If the company has employees, the director will need to ensure that they are paying the right amount of National Insurance and tax, as well as VAT on any goods or services that they provide. In addition, the director must conduct themselves according to the memorandum and articles. Directors are morally obliged to put the interest of the company before their own and do nothing that may harm or affect the company in a negative way.
While this seems a simple enough ethos to abide by, directors can sometimes inadvertently harm the business by unwittingly engaging in unlawful trading, or by not paying the correct tax in the appropriate jurisdictions. This is why it is important that a director of a company maintain a strong knowledge base with all these issues as even accidental misconduct can lead to grievous penalties.
It is the responsibility of the director to provide the correct information to auditors for the preparation of the accounts.
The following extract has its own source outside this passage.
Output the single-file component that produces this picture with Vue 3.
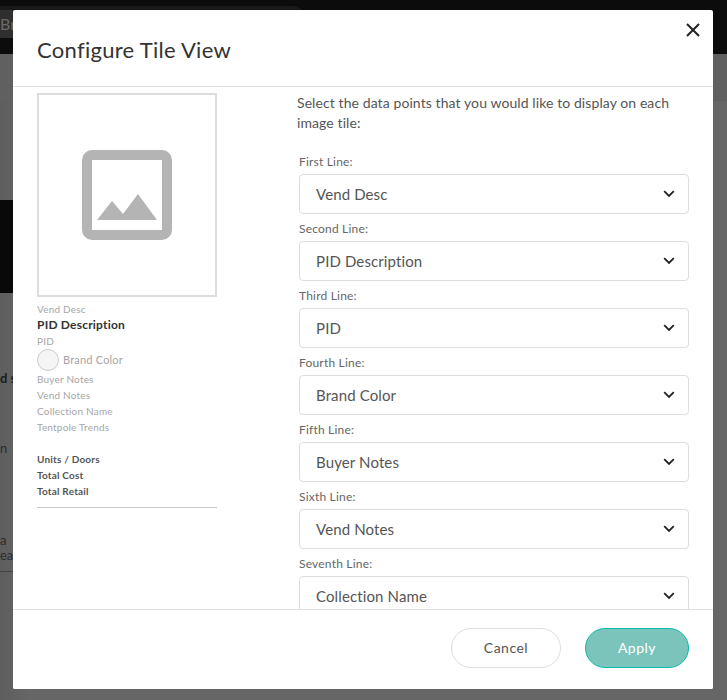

This means careful maintenance of petty cash receipts and company bank statements. Directors may take into consideration that holding annual board meetings is sometimes required to discuss the status of the company and any changes they want to make.
In short, the director(s) are in charge of managing the general affairs of the company – this is a position that covers the delegation of work and to act in a way that benefits the company. Directors hold a high position of trust and power, and are morally obliged to act in the best interest of the company. Abuse of these principals can lead to penalty, such as termination or severe fines, especially if they act wilfully negligent.
A diraector must not engage in an act that goes against the rules and regulations set out in the memorandum and articles. It may seem obvious that the director must refrain from engaging in unlawful acts, as this has a tremendous affect on both the individual and the company.
The extent of the company director's power is dependent on the specifics within the memorandum and articles. It is useful to know that there can be no checklist to illustrate a company director's duties, as their role may crossover into the company secretary's responsibilities. The size and type of business will usually determine the extent of work that the director will do. Smaller businesses will sometimes have fewer members and therefore the appointees of the company will need to incorporate more responsibility into their role.
There is nothing that prevents the company director from also being the secretary, but due to the vast array of responsibility that the combined roles offer, it is often more beneficial to assign these roles to two separate people.
At least once a year, directors should hold an annual meeting. The directors must provide the shareholders with a report detailing the status of the company, whether there has been progress or not. In these meetings, company directors should express any future strategic plans they hope to employ, and keep shareholders updated with any changes they wish to make. Directors should also assign a chairperson who will often write the agenda and sign of the minutes of the meeting.
Aside from the general jobs of the company director as stated in the above, they are also responsible for the development of the business. This includes establishing company policies and corresponding with employees as well as other company members. It is the duty of the director to maintain order but also to plan and uphold corporate structure; the director, singularly or collectively, should be constantly formulating ways to make the business more efficient and more successful.
Another key element to the director role is being able to delegate work and duties to the appropriate people, in order to ensure that all areas of business are covered. Aside from that, it may be relevant for the director to supervise other members of staff and appointees in their work. There needs to be a good relationship in place between director and shareholder, as the director must be able to understand and apply the interests of the shareholders.
A company director has the responsibility of looking after the business and assuring that they always work in its best interests. With such liability comes a plethora of duties to ensure that the directors do not abuse their position of power, such as manipulation of the company books and illegal share activity. It is for this reason that the director can be accountable for acting negligently or wilfully unlawful.